For darker-skinned women—those assigned scores of IV, V, or VI on the Fitzpatrick scale—the error rates were 20.8 percent, 34.5 percent, and 34.7. But with two of the systems, the error rates for the darkest-skinned women in the data set—those assigned a score of VI—were worse still: 46.5 percent and 46.8 percent. Essentially, for those women, the system might as well have been guessing gender at random.
“To fail on one in three, in a commercial system, on something that’s been reduced to a binary classification task, you have to ask, would that have been permitted if those failure rates were in a different subgroup?” Buolamwini says. “The other big lesson … is that our benchmarks, the standards by which we measure success, themselves can give us a false sense of progress.”

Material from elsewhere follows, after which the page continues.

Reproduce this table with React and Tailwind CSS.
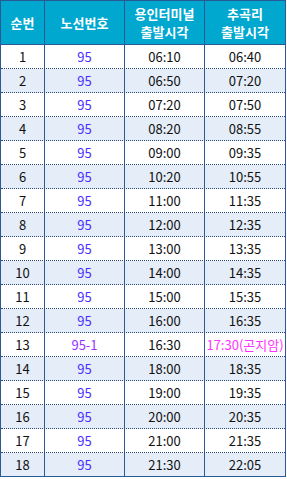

“This is an area where the data sets have a large influence on what happens to the model,” says Ruchir Puri, chief architect of IBM’s Watson artificial-intelligence system. “We have a new model now that we brought out that is much more balanced in terms of accuracy across the benchmark that Joy was looking at. It has a half a million images with balanced types, and we have a different underlying neural network that is much more robust.”
“It takes time for us to do these things,” he adds. “We’ve been working on this roughly eight to nine months. The model isn’t specifically a response to her paper, but we took it upon ourselves to address the questions she had raised directly, including her benchmark. She was bringing up some very important points, and we should look at how our new work stands up to them.”
In a time where there’s excitement about what artificial intelligence can do, Joy Buolamwini says there’s a lot of blind faith in machine-learning algorithms.
“Yes, there are many things that it could do, but we have to be honest about how it’s being implemented. At the end of the day, who’s being harmed. Who’s benefiting? If the technology is flawed, it shouldn’t be used in the first place, and if this technology is going to be adopted, there have to be standards,” she said.
Buolamwini and a growing number of data scientists are offering to audit government, law enforcement and private systems for bias. Through the collective she founded, the Algorithmic Justice League, people can make these requests or report their experiences with bias. She wants to help people hold tech giants accountable.
“You have to be intentional about being inclusive because those in power reflect the current inequities that we have,” Buolamwini said.